In an in-depth report on the school’s struggles earlier this year, Politico’s Maggie Severns laid out her approach:

In an interview with the Burlington Free Press at the time, she cited building enrollment and expanding the school’s small endowment as priorities. The college adopted a plan to offer more majors and graduate-degree programs, renovate its campus and grow enrollment a couple of years later. And in 2010, Sanders and the board went further: She brokered a deal to buy a new plot of lakefront land with multiple buildings from the Roman Catholic Diocese to replace the college’s cramped quarters in a building that used to house a grocery store. The college used $10 million in bonds and loans to pay for the campus, according to reports by the Burlington Free Press.

The land was 33 acres on the shores of Lake Champlain. Ironically, the diocese was selling the land at the time because it was cash-strapped. The purchase was huge—especially for a school whose annual budget didn’t crack $4 million. Jane Sanders plan was to bet big. To finance the deal, Burlington issued tax-free bonds, took a $3.5 million loan from the diocese, and received a $500,000 bridge loan from Tony Pomerleau, a wealthy local real-estate developer and close friend of the Sanderses.

But the land deal proved to be a white elephant. The school did increase its enrollment, slightly (on Monday, administrators said they had 70 students after last week’s graduation, plus another 30 who had placed deposits to join the incoming class), but not enough to make up the difference. Nor did donations rise enough to remain solvent.

Sanders left her post in 2011, for reasons undisclosed. Her successor Christine Plunkett tried to bring more financial stability but failed, and in 2014, its accreditor placed it on probation. Plunkett resigned. In November 2014, interim President Mike Smith sold 25 of the original 33 acres to a local developer for $7.5 million. Of that, $4 million went to the diocese to pay for the land—Burlington College hadn’t paid for all of it yet—and the rest went to the school’s bank.

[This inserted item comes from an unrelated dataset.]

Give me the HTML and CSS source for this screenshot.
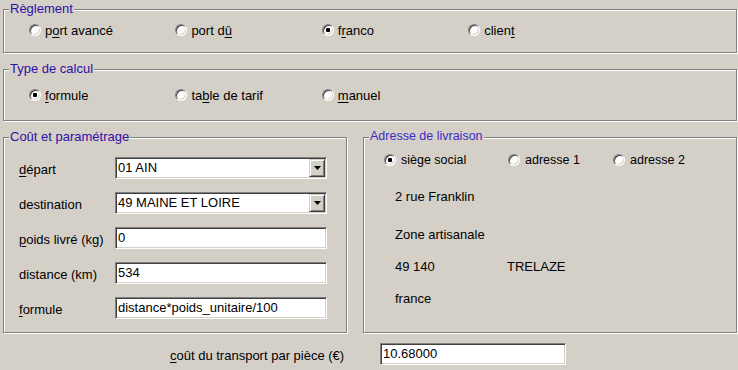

That wasn’t enough, leading to today’s announcement. Burlington College was always a fragile concern. Its website notes that in the early days, it “had no financial backing, paid its bills when they came due, and paid its President when it could.” Jane Sanders’s plan to place a big bet on expansion in order to put the school on a more solid long-term footing was similar to decisions made by other college presidents, and sometimes those bets simply don’t work out.

But several questions at a press conference held by the school’s president and dean elicited surprising replies. Asked whether Jane Sanders was to blame for the closure, President Carol Moore and Dean Coralee Holm declined to answer, even as they acknowledged that that the college’s press release, in naming the land purchase as the reason for the closure, implicitly pointed a finger in her direction. Smith and Holm also declined to comment on whether there was a federal investigation into the college, or whether the FBI or other authorities had interviewed faculty, staff, or administrators, or if they’d sent any subpoenas. Those “no comments” may raise eyebrows, since it’s generally assumed that if the answer was no, administrators would simply have said so.

A spokesman for Bernie Sanders’s campaign said the campaign would not be commenting on Burlington College’s closure. Jane Sanders could not immediately be reached for comment.

There is no small irony to the fact that even as Bernie Sanders has made the crushing weight of student debt on many U.S. students a centerpiece of his campaign, the college his wife led has succumbed to its own crushing debt. Bernie Sanders has called for free tuition at public colleges and universities, which he says he would provide by increasing federal funding to cover two-thirds of the cost—in large by through a tax on the financial sector—while asking states to provide the final third. (Many observers have labeled that reliance on states unrealistic.) Sanders would seek to prohibit the federal government from profiting on student loans.

Burlington College, of course, is a private college, rather than a state-supported one. Politiconoted that the average annual cost of more than $25,000 is more than $10,000 higher than the average for private colleges in the United States. Even as tuition has risen across the U.S., many smaller schools have struggled to keep up financially, and some have been forced to shutter. Burlington is now the latest member of that roll.